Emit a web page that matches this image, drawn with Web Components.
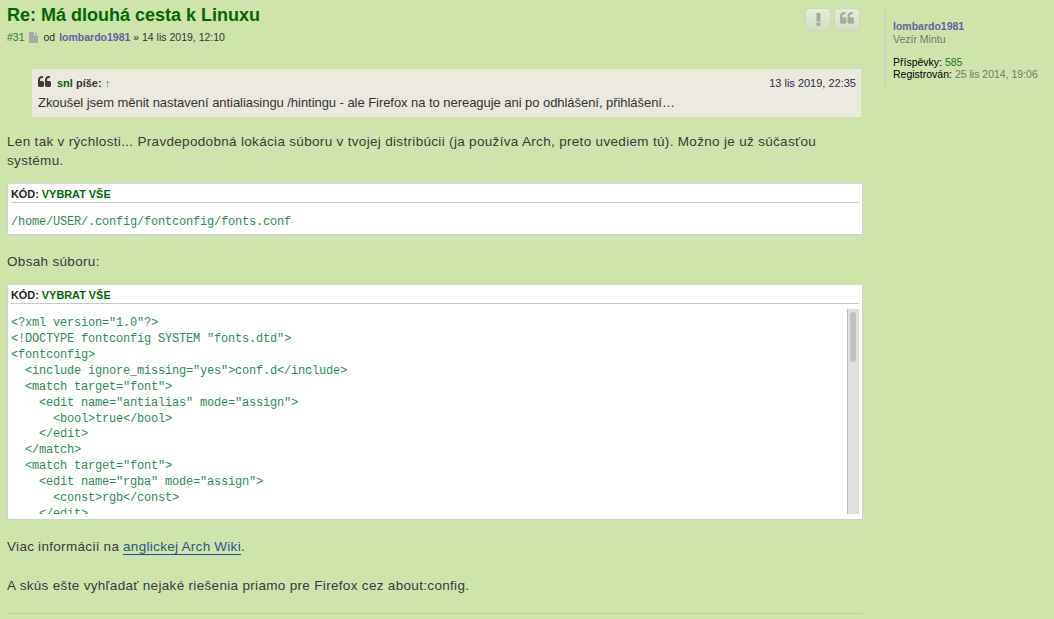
<!DOCTYPE html>
<html lang="sk"><head><meta charset="utf-8"><title>Re: Má dlouhá cesta k Linuxu</title>
<style>
html,body{margin:0;padding:0;height:619px;overflow:hidden;background:#cfe4ab}
body{font-family:"Liberation Sans",Arial,sans-serif;color:#333}
</style></head><body>
<forum-post>
  <post-head slot="head"></post-head>
  <quote-box slot="body" author="snl" date="13 lis 2019, 22:35">Zkoušel jsem měnit nastavení antialiasingu /hintingu - ale Firefox na to nereaguje ani po odhlášení, přihlášení…</quote-box>
  <post-text slot="body" class="t1">Len tak v rýchlosti... Pravdepodobná lokácia súboru v tvojej distribúcii (ja používa Arch, preto uvediem tú). Možno je už súčasťou systému.</post-text>
  <code-box slot="body" class="one"></code-box>
  <post-text slot="body" class="t2">Obsah súboru:</post-text>
  <code-box slot="body" class="two" scroll></code-box>
  <post-text slot="body" class="t3">Viac informácií na <a href="#">anglickej Arch Wiki</a>.</post-text>
  <post-text slot="body" class="t4">A skús ešte vyhľadať nejaké riešenia priamo pre Firefox cez about:config.</post-text>
  <post-profile slot="side"></post-profile>
</forum-post>
<script>
const QUOTE='M768 832v384q0 80-56 136t-136 56h-384q-80 0-136-56t-56-136v-704q0-104 40.500-198.500t109.500-163.500 163.500-109.500 198.500-40.500h64q26 0 45 19t19 45v128q0 26-19 45t-45 19h-64q-106 0-181 75t-75 181v32q0 40 28 68t68 28h224q80 0 136 56t56 136zm896 0v384q0 80-56 136t-136 56h-384q-80 0-136-56t-56-136v-704q0-104 40.500-198.500t109.500-163.500 163.500-109.500 198.500-40.500h64q26 0 45 19t19 45v128q0 26-19 45t-45 19h-64q-106 0-181 75t-75 181v32q0 40 28 68t68 28h224q80 0 136 56t56 136z';
function def(name,html,setup){customElements.define(name,class extends HTMLElement{constructor(){super();this.attachShadow({mode:'open'}).innerHTML=html;if(setup)setup(this)}})}
def('forum-post',`<style>
:host{display:grid;grid-template-columns:856px 1fr;column-gap:21px;padding:6px 0 0 7px;box-sizing:border-box;height:619px;overflow:hidden}
.main{display:flex;flex-direction:column;border-bottom:1px solid #b8cfa0;height:608px;box-sizing:border-box}
.body{display:flex;flex-direction:column}
</style>
<div class="main"><slot name="head"></slot><div class="body"><slot name="body"></slot></div></div>
<slot name="side"></slot>`);
def('post-head',`<style>
:host{display:block;position:relative;height:63px}
h3{margin:0;font:bold 18px/18px "Liberation Sans",sans-serif;color:#006600}
.meta{display:flex;align-items:center;font-size:10.500px;line-height:14px;margin-top:6px;color:#333}
.meta svg{margin:0 6px 0 4px}
.n{color:#1e7d2e}.u{font-weight:bold;color:#645f9e;margin-left:1px}
.btns{position:absolute;right:3px;top:2px;display:flex;gap:3px}
.b{width:24px;height:21px;border:1px solid #cfd6bd;border-radius:4px;background:linear-gradient(#e6ecd8,#d3e0bf);display:flex;align-items:center;justify-content:center}
</style>
<h3>Re: Má dlouhá cesta k Linuxu</h3>
<div class="meta"><span class="n">#31</span><svg width="9" height="11" viewBox="0 0 9 11"><path d="M0 0h5v3.500h4V11H0zM6 0l3 2.500H6z" fill="#a9ab9f"/></svg><span>od&nbsp;<span class="u">lombardo1981</span> » 14 lis 2019, 12:10</span></div>
<div class="btns"><div class="b"><svg width="5" height="13" viewBox="0 0 5 13"><path d="M.5 0h4v8.500h-4zM.5 9.500h4V13h-4z" fill="#a6ad96"/></svg></div><div class="b"><svg width="15" height="15" viewBox="0 0 1792 1792"><path d="${QUOTE}" fill="#a6ad96"/></svg></div></div>`);
def('quote-box',`<style>
:host{display:block;margin:0 2px 0 25px;background:#ebe9df;height:48px;box-sizing:border-box;padding:4px 5px 0 6px;font-size:13px;letter-spacing:-.05px;color:#333}
.top{display:flex;justify-content:space-between;align-items:center;height:19px;font-size:11px;letter-spacing:0}
.l{display:flex;align-items:center}
svg{margin-right:5px}
b a{color:#006600}
.arrow{color:#4f8a3c;font-weight:normal}
.date{color:#2d2d44}
.txt{line-height:17px;margin-top:2px;white-space:nowrap}
</style>
<div class="top"><div class="l"><svg width="14" height="14" viewBox="0 0 1792 1792"><path d="${QUOTE}" fill="#3f3a36"/></svg><b><a id="au"></a> píše:</b>&nbsp;<span class="arrow">↑</span></div><div class="date" id="dt"></div></div>
<div class="txt"><slot></slot></div>`,el=>{queueMicrotask(()=>{el.shadowRoot.getElementById('au').textContent=el.getAttribute('author');el.shadowRoot.getElementById('dt').textContent=el.getAttribute('date')})});
def('post-text',`<style>
:host{display:block;font-size:13.500px;line-height:19px;color:#3a3a3a;letter-spacing:.32px;margin-top:14px}
:host(.t1){margin-top:15px}
:host(.t2){margin-top:17px}
:host(.t3){margin-top:17px;word-spacing:-.3px}
:host(.t4){margin-top:20px}
::slotted(a){color:#1d5a8c;text-decoration:none;border-bottom:1px solid #11508c}
</style><slot></slot>`);
const ONE=['/home/USER/.config/fontconfig/fonts.conf'];
const TWO=['<?xml version="1.0"?>','<!DOCTYPE fontconfig SYSTEM "fonts.dtd">','<fontconfig>','  <include ignore_missing="yes">conf.d</include>','  <match target="font">','    <edit name="antialias" mode="assign">','      <bool>true</bool>','    </edit>','  </match>','  <match target="font">','    <edit name="rgba" mode="assign">','      <const>rgb</const>','    </edit>'];
def('code-box',`<style>
:host{display:block;background:#fff;border:1px solid #c9d2d8;border-top-color:#d4dbe0;padding:3px 3px 5px 3px;box-sizing:border-box;margin-top:13px}
:host(.one){height:52px}
:host(.two){height:236px;margin-top:13px}
.h{font-size:10.900px;font-weight:bold;line-height:15px;height:15px;border-bottom:1px solid #c8c8c8;color:#222;text-transform:uppercase}
.h a{color:#006600}
.row{display:flex;margin-top:5px;height:calc(100% - 21px)}
pre{flex:1;margin:0;overflow:hidden;font:12px/15.920px "Liberation Mono",monospace;letter-spacing:-.2px;color:#2e8b57;padding:7px 0 0 0}
.sb{border-left:1px solid #b9b9b9;background:#e0e0e0;display:none;flex-direction:column;align-items:center;padding:3px 1px 0 0;box-sizing:border-box;width:12px}
.sb i{display:block;width:6px;height:50px;border-radius:3px;background:#c0c2c0}
</style>
<div class="h">Kód: <a>Vybrat vše</a></div>
<div class="row"><pre id="p"></pre><div class="sb" id="s"><i></i></div></div>`,el=>{queueMicrotask(()=>{const two=el.hasAttribute('scroll');el.shadowRoot.getElementById('p').textContent=(two?TWO:ONE).join('\n');if(two)el.shadowRoot.getElementById('s').style.display='flex'})});
def('post-profile',`<style>
:host{display:block;height:80px;margin-top:1px;border-left:2px solid #c5d6bd;padding:13px 0 0 7px;box-sizing:border-box;font-size:10.500px;line-height:13px;color:#000}
.u{font-weight:bold;color:#645f9e}
.r{color:#6f7a62;margin-bottom:10px}
.s{line-height:12px}
.g{color:#0f7a17}.d{color:#6f7a62}
</style>
<div class="u">lombardo1981</div><div class="r">Vezír Mintu</div>
<div class="s">Příspěvky: <span class="g">585</span></div><div class="s">Registrován: <span class="d">25 lis 2014, 19:06</span></div>`);
</script>
</body></html>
──────────
Copy every line above word for word and exclude the pictures.

Emit a web page that matches this image, drawn with Web Components.
<!DOCTYPE html>
<html lang="sk"><head><meta charset="utf-8"><title>Re: Má dlouhá cesta k Linuxu</title>
<style>
html,body{margin:0;padding:0;height:619px;overflow:hidden;background:#cfe4ab}
body{font-family:"Liberation Sans",Arial,sans-serif;color:#333}
</style></head><body>
<forum-post>
  <post-head slot="head"></post-head>
  <quote-box slot="body" author="snl" date="13 lis 2019, 22:35">Zkoušel jsem měnit nastavení antialiasingu /hintingu - ale Firefox na to nereaguje ani po odhlášení, přihlášení…</quote-box>
  <post-text slot="body" class="t1">Len tak v rýchlosti... Pravdepodobná lokácia súboru v tvojej distribúcii (ja používa Arch, preto uvediem tú). Možno je už súčasťou systému.</post-text>
  <code-box slot="body" class="one"></code-box>
  <post-text slot="body" class="t2">Obsah súboru:</post-text>
  <code-box slot="body" class="two" scroll></code-box>
  <post-text slot="body" class="t3">Viac informácií na <a href="#">anglickej Arch Wiki</a>.</post-text>
  <post-text slot="body" class="t4">A skús ešte vyhľadať nejaké riešenia priamo pre Firefox cez about:config.</post-text>
  <post-profile slot="side"></post-profile>
</forum-post>
<script>
const QUOTE='M768 832v384q0 80-56 136t-136 56h-384q-80 0-136-56t-56-136v-704q0-104 40.500-198.500t109.500-163.500 163.500-109.500 198.500-40.500h64q26 0 45 19t19 45v128q0 26-19 45t-45 19h-64q-106 0-181 75t-75 181v32q0 40 28 68t68 28h224q80 0 136 56t56 136zm896 0v384q0 80-56 136t-136 56h-384q-80 0-136-56t-56-136v-704q0-104 40.500-198.500t109.500-163.500 163.500-109.500 198.500-40.500h64q26 0 45 19t19 45v128q0 26-19 45t-45 19h-64q-106 0-181 75t-75 181v32q0 40 28 68t68 28h224q80 0 136 56t56 136z';
function def(name,html,setup){customElements.define(name,class extends HTMLElement{constructor(){super();this.attachShadow({mode:'open'}).innerHTML=html;if(setup)setup(this)}})}
def('forum-post',`<style>
:host{display:grid;grid-template-columns:856px 1fr;column-gap:21px;padding:6px 0 0 7px;box-sizing:border-box;height:619px;overflow:hidden}
.main{display:flex;flex-direction:column;border-bottom:1px solid #b8cfa0;height:608px;box-sizing:border-box}
.body{display:flex;flex-direction:column}
</style>
<div class="main"><slot name="head"></slot><div class="body"><slot name="body"></slot></div></div>
<slot name="side"></slot>`);
def('post-head',`<style>
:host{display:block;position:relative;height:63px}
h3{margin:0;font:bold 18px/18px "Liberation Sans",sans-serif;color:#006600}
.meta{display:flex;align-items:center;font-size:10.500px;line-height:14px;margin-top:6px;color:#333}
.meta svg{margin:0 6px 0 4px}
.n{color:#1e7d2e}.u{font-weight:bold;color:#645f9e;margin-left:1px}
.btns{position:absolute;right:3px;top:2px;display:flex;gap:3px}
.b{width:24px;height:21px;border:1px solid #cfd6bd;border-radius:4px;background:linear-gradient(#e6ecd8,#d3e0bf);display:flex;align-items:center;justify-content:center}
</style>
<h3>Re: Má dlouhá cesta k Linuxu</h3>
<div class="meta"><span class="n">#31</span><svg width="9" height="11" viewBox="0 0 9 11"><path d="M0 0h5v3.500h4V11H0zM6 0l3 2.500H6z" fill="#a9ab9f"/></svg><span>od&nbsp;<span class="u">lombardo1981</span> » 14 lis 2019, 12:10</span></div>
<div class="btns"><div class="b"><svg width="5" height="13" viewBox="0 0 5 13"><path d="M.5 0h4v8.500h-4zM.5 9.500h4V13h-4z" fill="#a6ad96"/></svg></div><div class="b"><svg width="15" height="15" viewBox="0 0 1792 1792"><path d="${QUOTE}" fill="#a6ad96"/></svg></div></div>`);
def('quote-box',`<style>
:host{display:block;margin:0 2px 0 25px;background:#ebe9df;height:48px;box-sizing:border-box;padding:4px 5px 0 6px;font-size:13px;letter-spacing:-.05px;color:#333}
.top{display:flex;justify-content:space-between;align-items:center;height:19px;font-size:11px;letter-spacing:0}
.l{display:flex;align-items:center}
svg{margin-right:5px}
b a{color:#006600}
.arrow{color:#4f8a3c;font-weight:normal}
.date{color:#2d2d44}
.txt{line-height:17px;margin-top:2px;white-space:nowrap}
</style>
<div class="top"><div class="l"><svg width="14" height="14" viewBox="0 0 1792 1792"><path d="${QUOTE}" fill="#3f3a36"/></svg><b><a id="au"></a> píše:</b>&nbsp;<span class="arrow">↑</span></div><div class="date" id="dt"></div></div>
<div class="txt"><slot></slot></div>`,el=>{queueMicrotask(()=>{el.shadowRoot.getElementById('au').textContent=el.getAttribute('author');el.shadowRoot.getElementById('dt').textContent=el.getAttribute('date')})});
def('post-text',`<style>
:host{display:block;font-size:13.500px;line-height:19px;color:#3a3a3a;letter-spacing:.32px;margin-top:14px}
:host(.t1){margin-top:15px}
:host(.t2){margin-top:17px}
:host(.t3){margin-top:17px;word-spacing:-.3px}
:host(.t4){margin-top:20px}
::slotted(a){color:#1d5a8c;text-decoration:none;border-bottom:1px solid #11508c}
</style><slot></slot>`);
const ONE=['/home/USER/.config/fontconfig/fonts.conf'];
const TWO=['<?xml version="1.0"?>','<!DOCTYPE fontconfig SYSTEM "fonts.dtd">','<fontconfig>','  <include ignore_missing="yes">conf.d</include>','  <match target="font">','    <edit name="antialias" mode="assign">','      <bool>true</bool>','    </edit>','  </match>','  <match target="font">','    <edit name="rgba" mode="assign">','      <const>rgb</const>','    </edit>'];
def('code-box',`<style>
:host{display:block;background:#fff;border:1px solid #c9d2d8;border-top-color:#d4dbe0;padding:3px 3px 5px 3px;box-sizing:border-box;margin-top:13px}
:host(.one){height:52px}
:host(.two){height:236px;margin-top:13px}
.h{font-size:10.900px;font-weight:bold;line-height:15px;height:15px;border-bottom:1px solid #c8c8c8;color:#222;text-transform:uppercase}
.h a{color:#006600}
.row{display:flex;margin-top:5px;height:calc(100% - 21px)}
pre{flex:1;margin:0;overflow:hidden;font:12px/15.920px "Liberation Mono",monospace;letter-spacing:-.2px;color:#2e8b57;padding:7px 0 0 0}
.sb{border-left:1px solid #b9b9b9;background:#e0e0e0;display:none;flex-direction:column;align-items:center;padding:3px 1px 0 0;box-sizing:border-box;width:12px}
.sb i{display:block;width:6px;height:50px;border-radius:3px;background:#c0c2c0}
</style>
<div class="h">Kód: <a>Vybrat vše</a></div>
<div class="row"><pre id="p"></pre><div class="sb" id="s"><i></i></div></div>`,el=>{queueMicrotask(()=>{const two=el.hasAttribute('scroll');el.shadowRoot.getElementById('p').textContent=(two?TWO:ONE).join('\n');if(two)el.shadowRoot.getElementById('s').style.display='flex'})});
def('post-profile',`<style>
:host{display:block;height:80px;margin-top:1px;border-left:2px solid #c5d6bd;padding:13px 0 0 7px;box-sizing:border-box;font-size:10.500px;line-height:13px;color:#000}
.u{font-weight:bold;color:#645f9e}
.r{color:#6f7a62;margin-bottom:10px}
.s{line-height:12px}
.g{color:#0f7a17}.d{color:#6f7a62}
</style>
<div class="u">lombardo1981</div><div class="r">Vezír Mintu</div>
<div class="s">Příspěvky: <span class="g">585</span></div><div class="s">Registrován: <span class="d">25 lis 2014, 19:06</span></div>`);
</script>
</body></html>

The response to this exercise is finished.